Under the teachings of Monterey, the court found that the actual rights conveyed to the trustee are technical rather than substantive, extending “only so far as may be necessary to the execution of the trust.” The court interpreted the “power” to foreclose under section 2932.5, as being equivalent to the “authority” to foreclose, and found that only the beneficiary has that authority. Limits on the trustee’s power was further supported by other statutory provisions such as Cal. Civ. Code § 2924(a)(6) which provides that trustee may only commence the foreclosure process when acting “within the scope of authority designated by the holder of the beneficial interest. The trustee has no ability to exercise the power of sale unless it is authorized by the beneficiary.”
The court also rejected ING’s alternative argument that the recording requirement of section 2932.5 does not apply to deeds of trust because the involvement of the trustee alleviates the problem of a “gap” in recording assignments of the beneficial interest.

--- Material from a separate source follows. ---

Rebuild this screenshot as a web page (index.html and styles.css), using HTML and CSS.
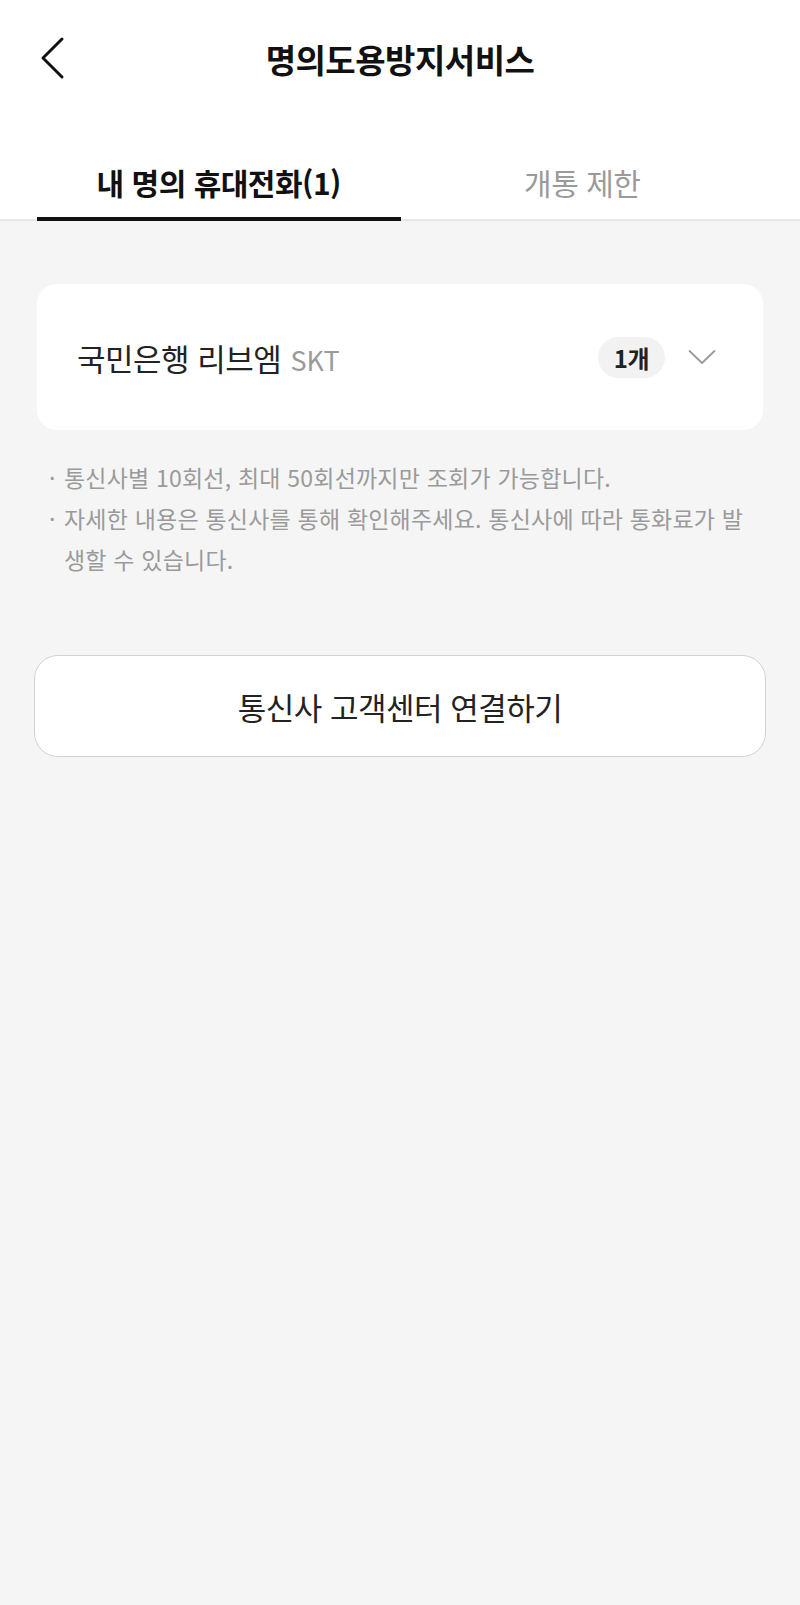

The court found that, as a practical matter, deeds of trust are indexed by the names of the trustor and the beneficiary, not by the trustee. The court found that “[s]ince the recorded interest of the trustee need not be indexed in the official records, it cannot provide constructive notice when there is a change in beneficiary.”
Having determined that ING failed to offer sufficient reason for it to reverse its earlier decision, the court went on to note that the case called upon it to determine whether the California Supreme Court would overturn the intermediate state courts on this issue. Moreover, any decision made in this case would involve third parties who were not creditors in the bankruptcy, and would require a district court judgment to be final. The court therefore invited the parties to offer reasons why it should or should not abstain from hearing the adversary case in order to allow the parties to bring the action in state court.